[pypy-commit] extradoc extradoc: write about the size of resume data

Fri Aug 10 14:26:05 CEST 2012

Author: David Schneider <david.schneider at picle.org>
Branch: extradoc
Changeset: r4498:06c2e3a50f93
Date: 2012-08-10 14:25 +0200
http://bitbucket.org/pypy/extradoc/changeset/06c2e3a50f93/

Log:	write about the size of resume data

diff --git a/talk/vmil2012/paper.tex b/talk/vmil2012/paper.tex
--- a/talk/vmil2012/paper.tex
+++ b/talk/vmil2012/paper.tex
@@ -617,7 +617,7 @@
   \item Guard failures are local and rare.
 \end{itemize}
 
-All figures in this section do not take into account garbage collection. Pieces
+All figures in this section do not take garbage collection into account. Pieces
 of machine code can be globally invalidated or just become cold again. In both
 cases the generated machine code and the related data is garbage collected.
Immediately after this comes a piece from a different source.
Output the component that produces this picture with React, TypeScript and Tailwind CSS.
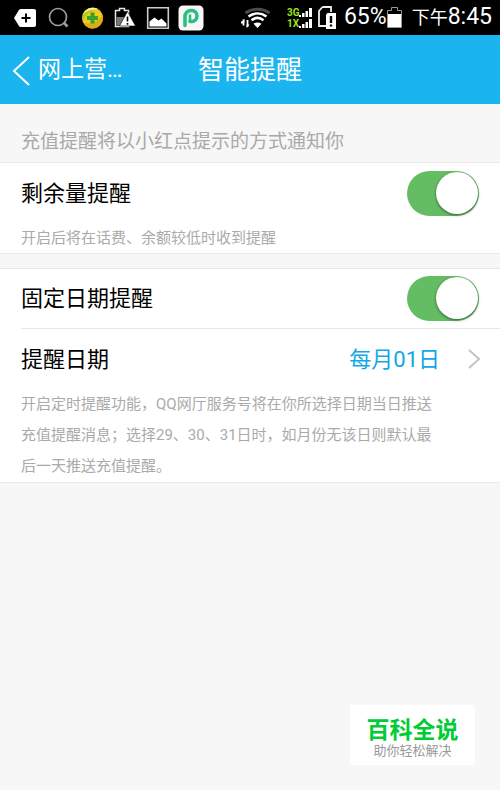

The
 figures show the total amount of operations that are evaluated by the JIT and
@@ -680,14 +680,31 @@
 creates a larger discrepancy between the size of the \texttt{resume data} when
 compared to the illustrates why it is important to compress this information.
 
-\todo{compare to naive variant of resume data}
-
 \begin{figure}
     \include{figures/backend_table}
     \caption{Total size of generated machine code and guard data}
     \label{fig:backend_data}
 \end{figure}
 
+Why the efficient storing of the \texttt{resume data} is a central concern in the design
+of guards is illustrated by Figure~\ref{fig:backend_data}, this Figure shows
+the size of the compressed \texttt{resume data}, the approximated size of
+storing the \texttt{resume data} without compression and the size of
+compressing the data to calculate the size of the resume data using the
+\texttt{xz} compression tool, which is a ``general-purpose data compression
+software with high compression ratio'' used to approximate the best possible
+compression for the \texttt{resume data}.\footnote{\url{http://tukaani.org/xz/}}.
+
+The results show that the current approach of compression and data sharing only
+requires 18.3\% to 31.1\% of the space compared to the naive approach. This
+shows that large parts of the resume data are redundant and can be stored more
+efficiently through using the techniques described above. On the other hand
+comparing the results to the xz compression which only requires between 17.1\%
+and 21.1\% of the space required by our compression shows that the compression
+is not optimal but a trade-off between the required space and the time needed
+to build a good compressed representation of the compressed resume data for the
+large amount of guards present in the traces.
+
 \subsection{Guard Failures}
 \label{sub:guard_failure}
 \begin{figure}
@@ -719,15 +736,16 @@
 Mike Pall, the author of LuaJIT describes in a post to the lua-users mailing
 list different technologies and techniques used in the implementation of
 LuaJIT~\cite{Pall:2009}. Pall explains that guards in LuaJIT use a datastucture
-called snapshots, similar to RPython's resume data, to store the information about
-how to rebuild the state from a side-exit using the information in the snapshot
-and the machine execution state. Pall also acknowledges that snapshot for
-guards are associated with a large memory footprint. The solution used in
-LuaJIT is to store sparse snapshots, avoiding the creation of snapshots for
-every guard to reduce memory pressure. Snapshots are only created for guards
-after updates to the global state, after control flow points from the original
-program and for guards that are likely to fail. As an outlook Pall mentions the
-plans to switch to compressed snapshots to further reduce redundancy.
+called snapshots, similar to RPython's resume data, to store the information
+about how to rebuild the state from a side-exit using the information in the
+snapshot and the machine execution state. According to Pall~\cite{Pall:2009}
+snapshots for guards in LuaJIT are associated with a large memory footprint.
+The solution used in there is to store sparse snapshots, avoiding the creation
+of snapshots for every guard to reduce memory pressure. Snapshots are only
+created for guards after updates to the global state, after control flow points
+from the original program and for guards that are likely to fail. As an outlook
+Pall mentions the plans to switch to compressed snapshots to further reduce
+redundancy.
 
 Linking side exits to pieces of later compiled machine code was described first
 in the context of Dynamo~\cite{Bala:2000wv} under the name of Fragment Linking.